§ **TASK OBJECTIVE**
Copy the data below exactly, omitting any picture it contains.

§ **PROVIDED DATA**
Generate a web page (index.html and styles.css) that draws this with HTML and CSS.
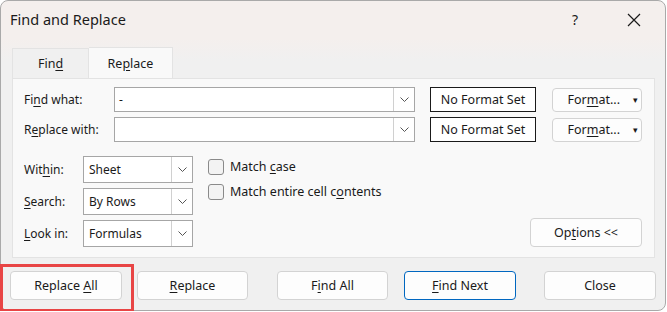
FILE: index.html
```html
<!DOCTYPE html>
<html lang="en">
<head>
  <meta charset="UTF-8" />
  <title>Find and Replace</title>
  <link rel="stylesheet" href="styles.css">
</head>
<body>
  <div class="window">
    <div class="titlebar">
      <span class="title">Find and Replace</span>
      <span class="help">?</span>
      <svg class="close-x" width="14" height="14" viewBox="0 0 14 14"><path d="M1 1 L13 13 M13 1 L1 13" stroke="#1a1a1a" stroke-width="1.2" fill="none"/></svg>
    </div>

    <div class="tabs">
      <div class="tab">Fin<u>d</u></div>
      <div class="tab active">Re<u>p</u>lace</div>
    </div>

    <div class="panel">
      <div class="field-row">
        <label class="field-label">Fi<u>n</u>d what:</label>
        <div class="combo wide">
          <span class="combo-text">-</span>
          <span class="combo-btn"><svg width="9" height="5" viewBox="0 0 9 5"><polyline points="0.5,0.5 4.5,4.5 8.5,0.5" fill="none" stroke="#555" stroke-width="1"/></svg></span>
        </div>
        <div class="format-box">No Format Set</div>
        <button class="btn format-btn"><span>For<u>m</u>at...</span><span class="caret">▾</span></button>
      </div>
      <div class="field-row">
        <label class="field-label">R<u>e</u>place with:</label>
        <div class="combo wide">
          <span class="combo-text"></span>
          <span class="combo-btn"><svg width="9" height="5" viewBox="0 0 9 5"><polyline points="0.5,0.5 4.5,4.5 8.5,0.5" fill="none" stroke="#555" stroke-width="1"/></svg></span>
        </div>
        <div class="format-box">No Format Set</div>
        <button class="btn format-btn"><span>For<u>m</u>at...</span><span class="caret">▾</span></button>
      </div>

      <div class="options">
        <div class="selects">
          <div class="select-row">
            <label class="opt-label">Wit<u>h</u>in:</label>
            <div class="combo small">
              <span class="combo-text">Sheet</span>
              <span class="combo-btn"><svg width="9" height="5" viewBox="0 0 9 5"><polyline points="0.5,0.5 4.5,4.5 8.5,0.5" fill="none" stroke="#555" stroke-width="1"/></svg></span>
            </div>
          </div>
          <div class="select-row">
            <label class="opt-label"><u>S</u>earch:</label>
            <div class="combo small">
              <span class="combo-text">By Rows</span>
              <span class="combo-btn"><svg width="9" height="5" viewBox="0 0 9 5"><polyline points="0.5,0.5 4.5,4.5 8.5,0.5" fill="none" stroke="#555" stroke-width="1"/></svg></span>
            </div>
          </div>
          <div class="select-row">
            <label class="opt-label"><u>L</u>ook in:</label>
            <div class="combo small">
              <span class="combo-text">Formulas</span>
              <span class="combo-btn"><svg width="9" height="5" viewBox="0 0 9 5"><polyline points="0.5,0.5 4.5,4.5 8.5,0.5" fill="none" stroke="#555" stroke-width="1"/></svg></span>
            </div>
          </div>
        </div>
        <div class="checks">
          <label class="check"><span class="box"></span><span>Match <u>c</u>ase</span></label>
          <label class="check"><span class="box"></span><span>Match entire cell c<u>o</u>ntents</span></label>
        </div>
        <button class="btn options-btn">Op<u>t</u>ions &lt;&lt;</button>
      </div>
    </div>

    <div class="footer">
      <button class="btn foot-btn replace-all">Replace <u>A</u>ll</button>
      <button class="btn foot-btn replace"><u>R</u>eplace</button>
      <button class="btn foot-btn find-all">F<u>i</u>nd All</button>
      <button class="btn foot-btn find-next"><u>F</u>ind Next</button>
      <button class="btn foot-btn close">Close</button>
    </div>
  </div>

  <div class="highlight"></div>
</body>
</html>
```

FILE: styles.css
```css
* {
  box-sizing: border-box;
}
body {
  margin: 0;
  position: relative;
  background: #ffffff;
  font-family: 'Noto Sans', 'Open Sans', sans-serif;
  font-size: 12px;
  color: #1a1a1a;
}
u {
  text-decoration-thickness: 1px;
  text-underline-offset: 2px;
}
.window {
  width: 666px;
  height: 311px;
  border: 1px solid #a9a9a9;
  border-radius: 8px;
  background: linear-gradient(#f4efed 0, #f4efed 38px, #f0f0f0 60px, #f0f0f0 100%);
  overflow: hidden;
}
.titlebar {
  display: flex;
  align-items: center;
  height: 38px;
  padding-left: 9px;
}
.title {
  font-size: 14.5px;
  flex: 1;
  margin-top: -2px;
}
.help {
  font-size: 14px;
  margin-right: 49px;
  margin-top: -2px;
}
.close-x {
  margin-right: 24px;
}
.tabs {
  display: flex;
  align-items: flex-end;
  margin-left: 11px;
  margin-top: 8px;
  height: 31px;
}
.tab {
  height: 30px;
  width: 77px;
  display: flex;
  align-items: center;
  justify-content: center;
  font-size: 12.5px;
  background: #f0f0f0;
  border: 1px solid #e3e3e3;
  border-bottom: none;
  color: #1a1a1a;
}
.tab.active {
  height: 31px;
  width: 84px;
  background: #f9f9f9;
  border-left: none;
}
.panel {
  margin: 0 10px 0 11px;
  height: 180px;
  background: #f9f9f9;
  border: 1px solid #e3e3e3;
  padding: 8px 12px 0 11px;
}
.field-row {
  display: flex;
  align-items: center;
  height: 25px;
  margin-bottom: 5px;
}
.field-label {
  width: 90px;
}
.combo {
  display: flex;
  background: #ffffff;
  border: 1px solid #a6a6a6;
  align-items: stretch;
}
.combo.wide {
  width: 301px;
  height: 25px;
}
.combo.small {
  width: 110px;
  height: 27px;
}
.combo-text {
  flex: 1;
  padding-left: 4px;
  display: flex;
  align-items: center;
}
.combo.small .combo-text {
  padding-left: 5px;
}
.combo-btn {
  width: 21px;
  border-left: 1px solid #d0d0d0;
  display: flex;
  align-items: center;
  justify-content: center;
}
.format-box {
  margin-left: 15px;
  width: 106px;
  height: 25px;
  border: 1px solid #1a1a1a;
  background: #ffffff;
  display: flex;
  align-items: center;
  justify-content: center;
  font-size: 12.5px;
}
.btn {
  font-family: inherit;
  font-size: 12px;
  color: #1a1a1a;
  background: #fdfdfd;
  border: 1px solid #d3d3d3;
  border-radius: 4px;
  padding: 0;
}
.format-btn {
  margin-left: 16px;
  width: 90px;
  height: 24px;
  display: flex;
  align-items: center;
  justify-content: flex-end;
  padding-right: 3px;
  font-size: 12.5px;
}
.caret {
  font-size: 9px;
  margin-left: 13px;
}
.options {
  display: flex;
  margin-top: 14px;
}
.selects {
  display: flex;
  flex-direction: column;
  gap: 5px;
}
.select-row {
  display: flex;
  align-items: center;
}
.opt-label {
  width: 59px;
}
.checks {
  display: flex;
  flex-direction: column;
  gap: 8px;
  margin-left: 15px;
  padding-top: 2px;
}
.check {
  display: flex;
  align-items: center;
  height: 17px;
  font-size: 12.5px;
}
.box {
  width: 16px;
  height: 16px;
  border: 1px solid #8a8a8a;
  border-radius: 3px;
  background: #f3f3f3;
  margin-right: 6px;
}
.options-btn {
  margin-left: auto;
  align-self: flex-end;
  width: 112px;
  height: 29px;
  font-size: 12.5px;
}
.footer {
  display: flex;
  padding: 13px 0 0 9px;
}
.foot-btn {
  width: 112px;
  height: 29px;
  font-size: 12.5px;
}
.replace {
  margin-left: 15px;
  width: 111px;
}
.find-all {
  margin-left: 29px;
  width: 111px;
}
.find-next {
  margin-left: 16px;
  border-color: #0067c0;
}
.close {
  margin-left: 28px;
}
.highlight {
  position: absolute;
  left: 0;
  top: 264px;
  width: 134px;
  height: 48px;
  border: 3px solid #e84545;
}
```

§ **EXPECTED ANSWER**
Generate a web page (index.html and styles.css) that draws this with HTML and CSS.
FILE: index.html
```html
<!DOCTYPE html>
<html lang="en">
<head>
  <meta charset="UTF-8" />
  <title>Find and Replace</title>
  <link rel="stylesheet" href="styles.css">
</head>
<body>
  <div class="window">
    <div class="titlebar">
      <span class="title">Find and Replace</span>
      <span class="help">?</span>
      <svg class="close-x" width="14" height="14" viewBox="0 0 14 14"><path d="M1 1 L13 13 M13 1 L1 13" stroke="#1a1a1a" stroke-width="1.2" fill="none"/></svg>
    </div>

    <div class="tabs">
      <div class="tab">Fin<u>d</u></div>
      <div class="tab active">Re<u>p</u>lace</div>
    </div>

    <div class="panel">
      <div class="field-row">
        <label class="field-label">Fi<u>n</u>d what:</label>
        <div class="combo wide">
          <span class="combo-text">-</span>
          <span class="combo-btn"><svg width="9" height="5" viewBox="0 0 9 5"><polyline points="0.5,0.5 4.5,4.5 8.5,0.5" fill="none" stroke="#555" stroke-width="1"/></svg></span>
        </div>
        <div class="format-box">No Format Set</div>
        <button class="btn format-btn"><span>For<u>m</u>at...</span><span class="caret">▾</span></button>
      </div>
      <div class="field-row">
        <label class="field-label">R<u>e</u>place with:</label>
        <div class="combo wide">
          <span class="combo-text"></span>
          <span class="combo-btn"><svg width="9" height="5" viewBox="0 0 9 5"><polyline points="0.5,0.5 4.5,4.5 8.5,0.5" fill="none" stroke="#555" stroke-width="1"/></svg></span>
        </div>
        <div class="format-box">No Format Set</div>
        <button class="btn format-btn"><span>For<u>m</u>at...</span><span class="caret">▾</span></button>
      </div>

      <div class="options">
        <div class="selects">
          <div class="select-row">
            <label class="opt-label">Wit<u>h</u>in:</label>
            <div class="combo small">
              <span class="combo-text">Sheet</span>
              <span class="combo-btn"><svg width="9" height="5" viewBox="0 0 9 5"><polyline points="0.5,0.5 4.5,4.5 8.5,0.5" fill="none" stroke="#555" stroke-width="1"/></svg></span>
            </div>
          </div>
          <div class="select-row">
            <label class="opt-label"><u>S</u>earch:</label>
            <div class="combo small">
              <span class="combo-text">By Rows</span>
              <span class="combo-btn"><svg width="9" height="5" viewBox="0 0 9 5"><polyline points="0.5,0.5 4.5,4.5 8.5,0.5" fill="none" stroke="#555" stroke-width="1"/></svg></span>
            </div>
          </div>
          <div class="select-row">
            <label class="opt-label"><u>L</u>ook in:</label>
            <div class="combo small">
              <span class="combo-text">Formulas</span>
              <span class="combo-btn"><svg width="9" height="5" viewBox="0 0 9 5"><polyline points="0.5,0.5 4.5,4.5 8.5,0.5" fill="none" stroke="#555" stroke-width="1"/></svg></span>
            </div>
          </div>
        </div>
        <div class="checks">
          <label class="check"><span class="box"></span><span>Match <u>c</u>ase</span></label>
          <label class="check"><span class="box"></span><span>Match entire cell c<u>o</u>ntents</span></label>
        </div>
        <button class="btn options-btn">Op<u>t</u>ions &lt;&lt;</button>
      </div>
    </div>

    <div class="footer">
      <button class="btn foot-btn replace-all">Replace <u>A</u>ll</button>
      <button class="btn foot-btn replace"><u>R</u>eplace</button>
      <button class="btn foot-btn find-all">F<u>i</u>nd All</button>
      <button class="btn foot-btn find-next"><u>F</u>ind Next</button>
      <button class="btn foot-btn close">Close</button>
    </div>
  </div>

  <div class="highlight"></div>
</body>
</html>
```

FILE: styles.css
```css
* {
  box-sizing: border-box;
}
body {
  margin: 0;
  position: relative;
  background: #ffffff;
  font-family: 'Noto Sans', 'Open Sans', sans-serif;
  font-size: 12px;
  color: #1a1a1a;
}
u {
  text-decoration-thickness: 1px;
  text-underline-offset: 2px;
}
.window {
  width: 666px;
  height: 311px;
  border: 1px solid #a9a9a9;
  border-radius: 8px;
  background: linear-gradient(#f4efed 0, #f4efed 38px, #f0f0f0 60px, #f0f0f0 100%);
  overflow: hidden;
}
.titlebar {
  display: flex;
  align-items: center;
  height: 38px;
  padding-left: 9px;
}
.title {
  font-size: 14.5px;
  flex: 1;
  margin-top: -2px;
}
.help {
  font-size: 14px;
  margin-right: 49px;
  margin-top: -2px;
}
.close-x {
  margin-right: 24px;
}
.tabs {
  display: flex;
  align-items: flex-end;
  margin-left: 11px;
  margin-top: 8px;
  height: 31px;
}
.tab {
  height: 30px;
  width: 77px;
  display: flex;
  align-items: center;
  justify-content: center;
  font-size: 12.5px;
  background: #f0f0f0;
  border: 1px solid #e3e3e3;
  border-bottom: none;
  color: #1a1a1a;
}
.tab.active {
  height: 31px;
  width: 84px;
  background: #f9f9f9;
  border-left: none;
}
.panel {
  margin: 0 10px 0 11px;
  height: 180px;
  background: #f9f9f9;
  border: 1px solid #e3e3e3;
  padding: 8px 12px 0 11px;
}
.field-row {
  display: flex;
  align-items: center;
  height: 25px;
  margin-bottom: 5px;
}
.field-label {
  width: 90px;
}
.combo {
  display: flex;
  background: #ffffff;
  border: 1px solid #a6a6a6;
  align-items: stretch;
}
.combo.wide {
  width: 301px;
  height: 25px;
}
.combo.small {
  width: 110px;
  height: 27px;
}
.combo-text {
  flex: 1;
  padding-left: 4px;
  display: flex;
  align-items: center;
}
.combo.small .combo-text {
  padding-left: 5px;
}
.combo-btn {
  width: 21px;
  border-left: 1px solid #d0d0d0;
  display: flex;
  align-items: center;
  justify-content: center;
}
.format-box {
  margin-left: 15px;
  width: 106px;
  height: 25px;
  border: 1px solid #1a1a1a;
  background: #ffffff;
  display: flex;
  align-items: center;
  justify-content: center;
  font-size: 12.5px;
}
.btn {
  font-family: inherit;
  font-size: 12px;
  color: #1a1a1a;
  background: #fdfdfd;
  border: 1px solid #d3d3d3;
  border-radius: 4px;
  padding: 0;
}
.format-btn {
  margin-left: 16px;
  width: 90px;
  height: 24px;
  display: flex;
  align-items: center;
  justify-content: flex-end;
  padding-right: 3px;
  font-size: 12.5px;
}
.caret {
  font-size: 9px;
  margin-left: 13px;
}
.options {
  display: flex;
  margin-top: 14px;
}
.selects {
  display: flex;
  flex-direction: column;
  gap: 5px;
}
.select-row {
  display: flex;
  align-items: center;
}
.opt-label {
  width: 59px;
}
.checks {
  display: flex;
  flex-direction: column;
  gap: 8px;
  margin-left: 15px;
  padding-top: 2px;
}
.check {
  display: flex;
  align-items: center;
  height: 17px;
  font-size: 12.5px;
}
.box {
  width: 16px;
  height: 16px;
  border: 1px solid #8a8a8a;
  border-radius: 3px;
  background: #f3f3f3;
  margin-right: 6px;
}
.options-btn {
  margin-left: auto;
  align-self: flex-end;
  width: 112px;
  height: 29px;
  font-size: 12.5px;
}
.footer {
  display: flex;
  padding: 13px 0 0 9px;
}
.foot-btn {
  width: 112px;
  height: 29px;
  font-size: 12.5px;
}
.replace {
  margin-left: 15px;
  width: 111px;
}
.find-all {
  margin-left: 29px;
  width: 111px;
}
.find-next {
  margin-left: 16px;
  border-color: #0067c0;
}
.close {
  margin-left: 28px;
}
.highlight {
  position: absolute;
  left: 0;
  top: 264px;
  width: 134px;
  height: 48px;
  border: 3px solid #e84545;
}
```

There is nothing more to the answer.